Encontramos la respuesta en una investigación llevada a cabo en la Universidad de Bremen, cuyos resultados fueron publicados en un artículo titulado “Die Problematik der Wirkunschwelle in Pharmakologie und Toxicologie” (“Problemas del Umbral de Eficacia en Farmacología y Toxicología”[4]). La investigación demostró que:

1. Los animales jóvenes reaccionan de manera diferente que los de mayor edad a la radiación ionizante.

2. Hay diferencias importantes en los efectos de los tranquilizantes en los animales jóvenes y en los de mayor edad.

3. En los tests DL-50 (DL = dosis letal; los tests están diseñados para descubrir qué dosis causa la muerte del 50% de los animales experimentales) efectuados con ratas por la tarde, casi todas las ratas murieron; en los tests realizados por la mañana, todas sobrevivieron. En los tests llevados a cabo en invierno, las tasas de supervivencia eran del doble de las registradas en verano. Cuando se administraron sustancias tóxicas a ratones que estaban en jaulas atestadas de animales, casi todos murieron, mientras que todos los ratones que recibieron la sustancia en jaulas con un número normal de animales sobrevivieron.

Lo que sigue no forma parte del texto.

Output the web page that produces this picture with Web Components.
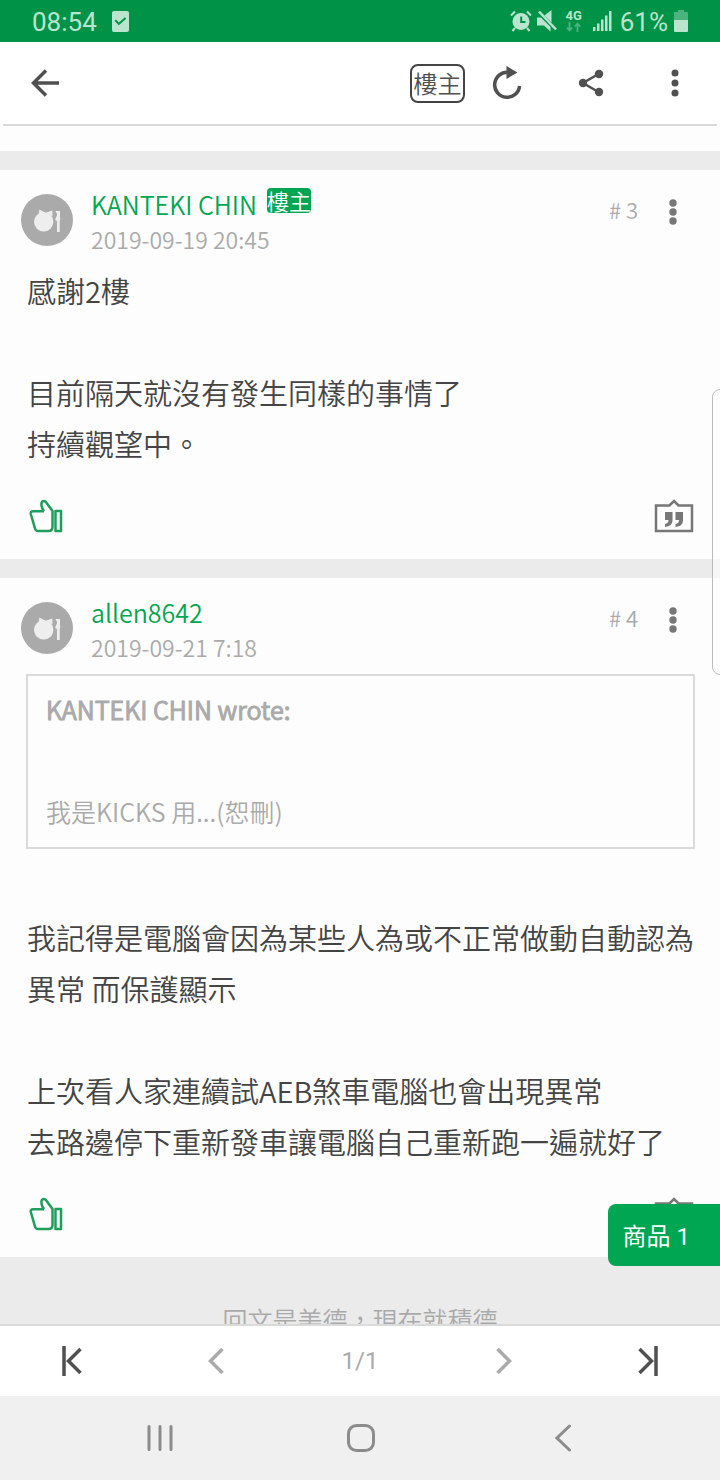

Los autores de la investigación concluyeron lo siguiente: “Si tales diferencias medioambientales mínimas produjeron unos resultados tan divergentes e imprevistos, los experimentos con animales no son válidos para la deter­minación de la seguridad de las sustancias químicas, y es completamente absurdo extrapolar a la medicina humana unos resultados que son intrín­secamente falsos”.

Finalmente, hay que tener en cuenta que las consideraciones que acabamos de incluir no fueron realizadas por unos antiviviseccionistas, sino por los propios viviseccionistas, que han tenido el mérito de definir las limitaciones de una metodología en la que hasta ahora siempre habían creído con firmeza.



[1] El “criterio de falsificación” expuesto por Karl Popper, el filósofo austriaco, afirma que una proposición no es científica si no se puede demostrar que es falsa. Por ejemplo, la proposición “dentro de mil años el sol se extinguirá” no es científica, porque nadie está en posición de demostrar que no ocurrirá.
[2] La diversidad entre las proteínas y entre otros componentes (fundamentalmente polisacáridos) de las diferentes especies (vegetales y animales) es algo básico en todos los fenómenos de la inmunología, por ejemplo en las alergias y en el rechazo de órganos.
[3] Una proposición falsa es una del tipo: “El ser humano puede volar moviendo los brazos”. Dicha proposición, sin embargo, contiene en sí misma el criterio de falsificación de Popper, porque cualquiera puede demostrar que es falsa. Por otro lado, una proposición cuya falsedad nunca podría demostrarse sería del tipo: “Dentro de mi años el sol se extinguirá”.
[4] Estos datos nos fueron proporcionados por el cirujano alemán Werner Hartinger, de Waldshut-Tiengen.